À ce paradoxe, Tzvetan Todorov apporte une première réponse : « L’habitant d’une démocratie occidentale voudrait croire le totalitarisme entièrement étranger aux aspirations humaines normales. Or le totalitarisme ne se serait pas maintenu aussi longtemps, n’aurait pas entraîné autant d’individus dans son sillage, s’il en avait été ainsi. C’est au contraire une machine d’une redoutable efficacité. L’idéologie communiste propose l’image d’une société meilleure et nous incite à y aspirer : le désir de transformer le monde au nom d’un idéal n’est-il pas partie intégrante de l’identité humaine ? […] De plus, la société communiste prive l’individu de ses responsabilités : ce sont toujours « eux » qui décident.
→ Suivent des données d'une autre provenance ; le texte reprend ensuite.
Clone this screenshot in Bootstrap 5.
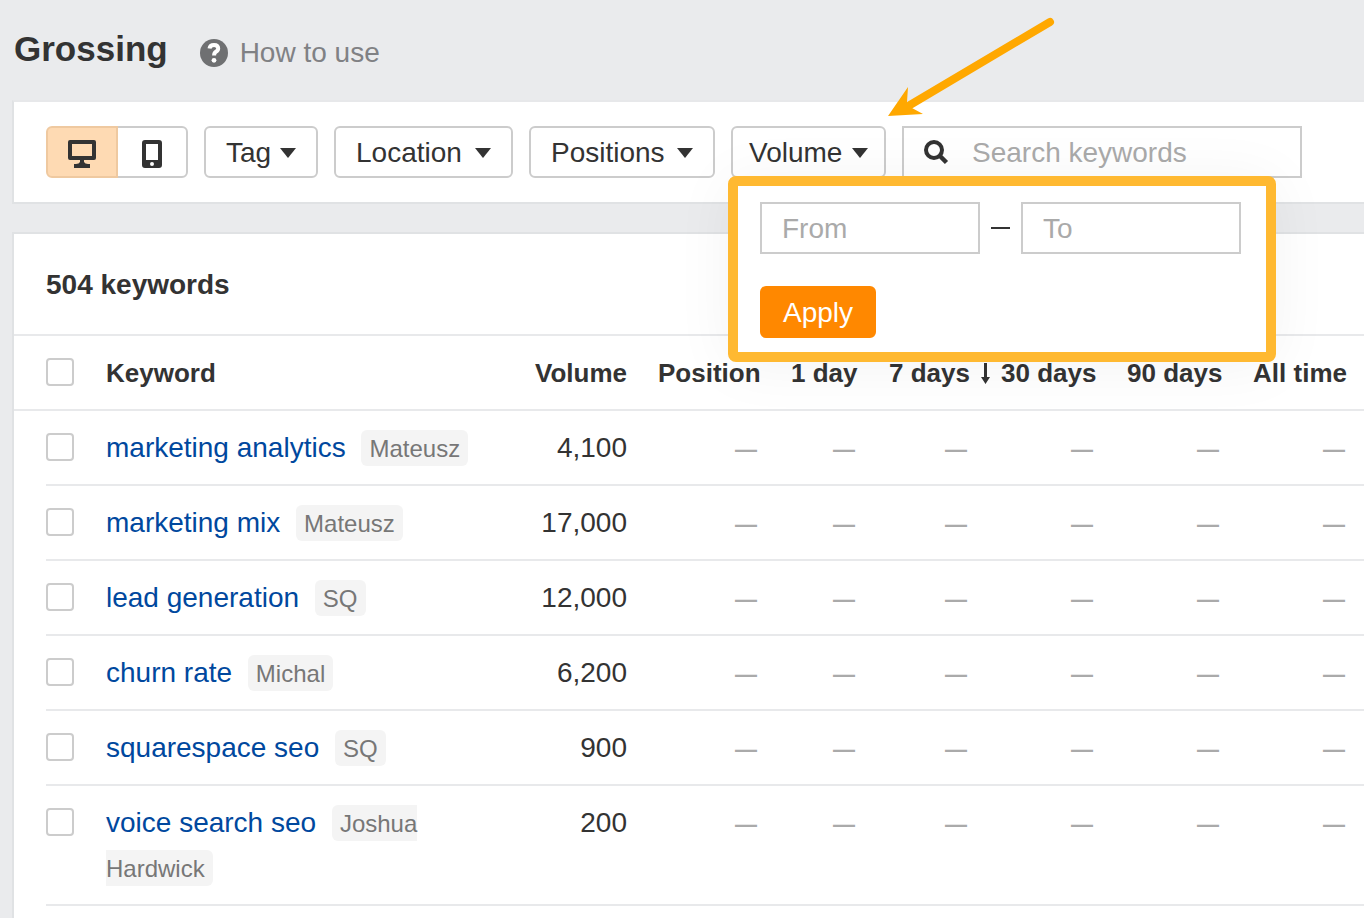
<!DOCTYPE html>
<html lang="en">
<head>
<meta charset="utf-8">
<meta name="viewport" content="width=device-width, initial-scale=1">
<title>Grossing – keywords</title>
<link href="https://cdn.jsdelivr.net/npm/bootstrap@5.3.0/dist/css/bootstrap.min.css" rel="stylesheet">
<style>
body { background: #eaebed; color: #333; font: 28px/44px "Liberation Sans", Arial, sans-serif; overflow-x: hidden; }
.page-head { height: 100px; padding: 28px 14px 0; gap: 32px; }
.page-head h1 { font-size: 35px; line-height: 42px; font-weight: 700; }
.help-link { color: #808184; gap: 12px; line-height: 50px; }
.panel { background: #fff; border: 2px solid #e0e2e4; border-right: 0; margin-left: 12px; }
.toolbar { padding: 24px 32px; gap: 16px; border-top-color: #e7e8ea; margin-bottom: 28px; }
.tool-btn { --bs-btn-color: #333; --bs-btn-bg: #fff; --bs-btn-border-color: #ccc; --bs-btn-border-width: 2px; --bs-btn-border-radius: 6px;
  --bs-btn-padding-x: 20px; --bs-btn-padding-y: 0; --bs-btn-font-size: 28px; --bs-btn-line-height: 46px; height: 52px; padding-top: 2px; }
.device-group .btn { width: 72px; padding: 4px 0 0; }
.device-group .btn:last-child { width: 71px; border-left-width: 1px; }
.device-group .btn-check:checked + .btn { background: #fedab3; border-color: #efc9a0; color: #333; z-index: 1; }
.w-tag { width: 114px; } .w-location { width: 179px; } .w-positions { width: 186px; }
.w-volume { width: 155px; --bs-btn-padding-x: 16px; }
.field { border: 2px solid #ccc; border-radius: 0; height: 52px; padding: 2px 20px 0; font-size: 28px; line-height: 46px; color: #333; }
.field::placeholder { color: #aaa; opacity: 1; }
.search-box { width: 400px; }
.search-box .field { padding-left: 68px; }
.search-box svg { left: 20px; top: 12px; }
.volume-menu { top: 50px; left: -3px; width: 548px; background: #fff; border: 10px solid #ffb931; border-radius: 8px; padding: 16px 22px 14px; box-shadow: 0 4px 60px rgba(0,0,0,.05); z-index: 5; }
.range-row { gap: 11px; margin-bottom: 32px; }
.range-row .field { width: 220px; }
.range-dash { width: 19px; height: 2px; background: #333; }
.apply-btn { --bs-btn-color: #fff; --bs-btn-bg: #ff8800; --bs-btn-border-color: #ff8800; --bs-btn-hover-bg: #f07f00; --bs-btn-hover-color: #fff; width: 116px; }
.pointer-arrow { left: 154px; top: -112px; pointer-events: none; }
.count-head { font-size: 28px; font-weight: 700; line-height: 102px; height: 102px; padding-left: 32px; border-bottom: 2px solid #e8e9eb; }
.kw-table { table-layout: fixed; border-collapse: separate; border-spacing: 0; --bs-table-bg: transparent; --bs-table-color: #333; color: #333; }
.kw-table > :not(caption) > * > * { padding: 14px 16px; line-height: 45px; text-align: right; vertical-align: top; border-bottom: 2px solid #e8e9eb; white-space: nowrap; box-shadow: none; }
.kw-table > thead > tr > th { font-size: 26px; padding: 15px 17px 13px 15px; }
.kw-table > :not(caption) > * > :nth-child(2) { text-align: left; white-space: normal; padding-left: 16px; }
.kw-table > :not(caption) > * > :first-child { padding: 14px 16px 14px 32px; text-align: left; }
.kw-table > tbody > tr > :first-child { border-bottom-color: transparent; background: linear-gradient(#e8e9eb, #e8e9eb) 32px 100% / 100% 2px no-repeat border-box; }
.c-check { width: 76px; } .c-vol { width: 123px; } .c-pos { width: 133px; } .c-1 { width: 98px; } .c-7 { width: 112px; } .c-n { width: 126px; }
.kw-table .form-check-input { width: 28px; height: 28px; margin: 8px 0 0; border: 2px solid #ccc; border-radius: 4px; display: block; }
.kw-table a { color: #00489e; text-decoration: none; }
.kw-tag { background: #f4f4f4; color: #777; font-size: 24px; line-height: 24px; padding: 5px 8px 4px; border-radius: 6px; margin-left: 8px; }
.none { color: #aaa; font-size: 22px; font-weight: 700; line-height: 24px; padding-right: 3px; }
.sort-arrow { left: 100%; top: 5px; margin-left: 8px; }
</style>
</head>
<body class="d-flex flex-column min-vh-100">
<header class="page-head d-flex align-items-start">
  <h1 class="m-0">Grossing</h1>
  <a href="#" class="help-link d-flex align-items-center text-decoration-none">
    <svg width="28" height="28" viewBox="0 0 28 28" aria-hidden="true"><circle cx="14" cy="14" r="14" fill="#6f7072"/><path d="M9.500 9.600Q10 5.900 14 5.900Q18.200 5.900 18.200 9.500Q18.200 11.400 15.900 12.800Q14.100 13.900 14.100 16.600" fill="none" stroke="#fff" stroke-width="4"/><circle cx="14" cy="21.300" r="2.400" fill="#fff"/></svg>
    <span>How to use</span>
  </a>
</header>

<section class="panel toolbar d-flex" aria-label="Filters">
  <div class="btn-group device-group" role="group" aria-label="Device">
    <input type="radio" class="btn-check" name="device" id="desktop" checked>
    <label class="btn tool-btn" for="desktop" aria-label="Desktop"><svg class="d-block mx-auto mt-2" width="28" height="28" viewBox="0 0 28 28" fill="#333"><path fill-rule="evenodd" d="M2 0H26Q28 0 28 2V18Q28 20 26 20H16V22Q17 24 20 24H22V28H6V24H8Q11 24 12 22V20H2Q0 20 0 18V2Q0 0 2 0ZM4 4V16H24V4Z"/></svg></label>
    <input type="radio" class="btn-check" name="device" id="mobile">
    <label class="btn tool-btn" for="mobile" aria-label="Mobile"><svg class="d-block mx-auto mt-2" width="20" height="28" viewBox="0 0 20 28" fill="#333"><path fill-rule="evenodd" d="M3 0H17Q20 0 20 3V25Q20 28 17 28H3Q0 28 0 25V3Q0 0 3 0ZM4 4V20H16V4ZM10 22A2 2 0 1 0 10 26A2 2 0 1 0 10 22Z"/></svg></label>
  </div>
  <button type="button" class="btn tool-btn w-tag d-flex align-items-center justify-content-between">Tag<svg width="16" height="10" fill="#333"><path d="M0 0H16L8 10Z"/></svg></button>
  <button type="button" class="btn tool-btn w-location d-flex align-items-center justify-content-between">Location<svg width="16" height="10" fill="#333"><path d="M0 0H16L8 10Z"/></svg></button>
  <button type="button" class="btn tool-btn w-positions d-flex align-items-center justify-content-between">Positions<svg width="16" height="10" fill="#333"><path d="M0 0H16L8 10Z"/></svg></button>
  <div class="position-relative">
    <button type="button" class="btn tool-btn w-volume d-flex align-items-center justify-content-between" aria-expanded="true">Volume<svg width="16" height="10" fill="#333"><path d="M0 0H16L8 10Z"/></svg></button>
    <form class="volume-menu position-absolute">
      <div class="range-row d-flex align-items-center">
        <input class="field" type="text" placeholder="From" aria-label="Volume from">
        <span class="range-dash"></span>
        <input class="field" type="text" placeholder="To" aria-label="Volume to">
      </div>
      <button type="button" class="btn tool-btn apply-btn">Apply</button>
    </form>
    <svg class="pointer-arrow position-absolute" width="172" height="106" viewBox="0 0 172 106" aria-hidden="true"><path d="M165 8L25 91" stroke="#ffa800" stroke-width="8" stroke-linecap="round"/><path d="M3 102L23 73L22 88L27 94L38 100Z" fill="#ffa800"/></svg>
  </div>
  <div class="search-box position-relative">
    <svg class="position-absolute" width="28" height="28" viewBox="0 0 28 28" fill="none" stroke="#333" aria-hidden="true"><circle cx="12" cy="12" r="8" stroke-width="4"/><path d="M17.500 17.500L24.500 24.500" stroke-width="4.500"/></svg>
    <input class="field w-100" type="search" placeholder="Search keywords" aria-label="Search keywords">
  </div>
</section>

<main class="panel flex-grow-1 border-bottom-0">
  <h2 class="count-head m-0">504 keywords</h2>
  <table class="table kw-table mb-0">
    <colgroup><col class="c-check"><col><col class="c-vol"><col class="c-pos"><col class="c-1"><col class="c-7"><col class="c-n"><col class="c-n"><col class="c-n"></colgroup>
    <thead>
      <tr><th><input class="form-check-input" type="checkbox" aria-label="Select all"></th><th>Keyword</th><th>Volume</th><th>Position</th><th>1 day</th><th><span class="position-relative">7 days<svg class="sort-arrow position-absolute" width="14" height="22" viewBox="0 0 14 22" fill="#333"><path d="M6 0H9V14H12L7.500 21L3 14H6Z"/></svg></span></th><th>30 days</th><th>90 days</th><th>All time</th></tr>
    </thead>
    <tbody>
      <tr><td><input class="form-check-input" type="checkbox" aria-label="Select marketing analytics"></td><td><a href="#">marketing analytics</a> <span class="kw-tag">Mateusz</span></td><td>4,100</td><td><span class="none">—</span></td><td><span class="none">—</span></td><td><span class="none">—</span></td><td><span class="none">—</span></td><td><span class="none">—</span></td><td><span class="none">—</span></td></tr>
      <tr><td><input class="form-check-input" type="checkbox" aria-label="Select marketing mix"></td><td><a href="#">marketing mix</a> <span class="kw-tag">Mateusz</span></td><td>17,000</td><td><span class="none">—</span></td><td><span class="none">—</span></td><td><span class="none">—</span></td><td><span class="none">—</span></td><td><span class="none">—</span></td><td><span class="none">—</span></td></tr>
      <tr><td><input class="form-check-input" type="checkbox" aria-label="Select lead generation"></td><td><a href="#">lead generation</a> <span class="kw-tag">SQ</span></td><td>12,000</td><td><span class="none">—</span></td><td><span class="none">—</span></td><td><span class="none">—</span></td><td><span class="none">—</span></td><td><span class="none">—</span></td><td><span class="none">—</span></td></tr>
      <tr><td><input class="form-check-input" type="checkbox" aria-label="Select churn rate"></td><td><a href="#">churn rate</a> <span class="kw-tag">Michal</span></td><td>6,200</td><td><span class="none">—</span></td><td><span class="none">—</span></td><td><span class="none">—</span></td><td><span class="none">—</span></td><td><span class="none">—</span></td><td><span class="none">—</span></td></tr>
      <tr><td><input class="form-check-input" type="checkbox" aria-label="Select squarespace seo"></td><td><a href="#">squarespace seo</a> <span class="kw-tag">SQ</span></td><td>900</td><td><span class="none">—</span></td><td><span class="none">—</span></td><td><span class="none">—</span></td><td><span class="none">—</span></td><td><span class="none">—</span></td><td><span class="none">—</span></td></tr>
      <tr><td><input class="form-check-input" type="checkbox" aria-label="Select voice search seo"></td><td><a href="#">voice search seo</a> <span class="kw-tag">Joshua Hardwick</span></td><td>200</td><td><span class="none">—</span></td><td><span class="none">—</span></td><td><span class="none">—</span></td><td><span class="none">—</span></td><td><span class="none">—</span></td><td><span class="none">—</span></td></tr>
    </tbody>
  </table>
</main>
<script src="https://cdn.jsdelivr.net/npm/bootstrap@5.3.0/dist/js/bootstrap.bundle.min.js"></script>
</body>
</html>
Or la responsabilité est un fardeau souvent lourd à porter. […] L’attrait pour le système totalitaire, éprouvé inconsciemment par de très nombreux individus, provient d’une certaine peur de la liberté et de la responsabilité — ce qui explique la popularité de tous les régimes autoritaires (c’est la thèse d’Erich Fromm dans La Peur de la liberté) ; il existe une « servitude volontaire », disait déjà La Boétie. »
La complicité de ceux qui se ruent dans la servitude volontaire n’a pas été et n’est toujours pas abstraite et théorique. Le simple fait d’accepter et/ou de relayer une propagande destinée à cacher la vérité (comme savent si bien le faire certains pour protéger certains égos) relevait et relève toujours de la complicité active ! Car la publicité est le seul moyen — encore qu’il ne soit pas toujours efficace, comme le démontre quelques mougeons de gourous machiavéliques et manipulateurs avec la tragédie d’une pandémie mondiale — de combattre les crimes de masse commis en secret, à l’abri des regards indiscrets.
L’analyse de cette réalité centrale du phénomène des partis extrémistes au pouvoir — dictature et terreur — n’est pas aisée, surtout en cette période ! Comme le définissait, Jean Ellenstein, le phénomène des extrêmes est comme un mélange de tyrannie grecque et de despotisme oriental. La formule est séduisante, mais ne rend pas compte du caractère moderne de cette expérience, de sa portée totalitaire, distincte des formes antérieurement connues de dictature.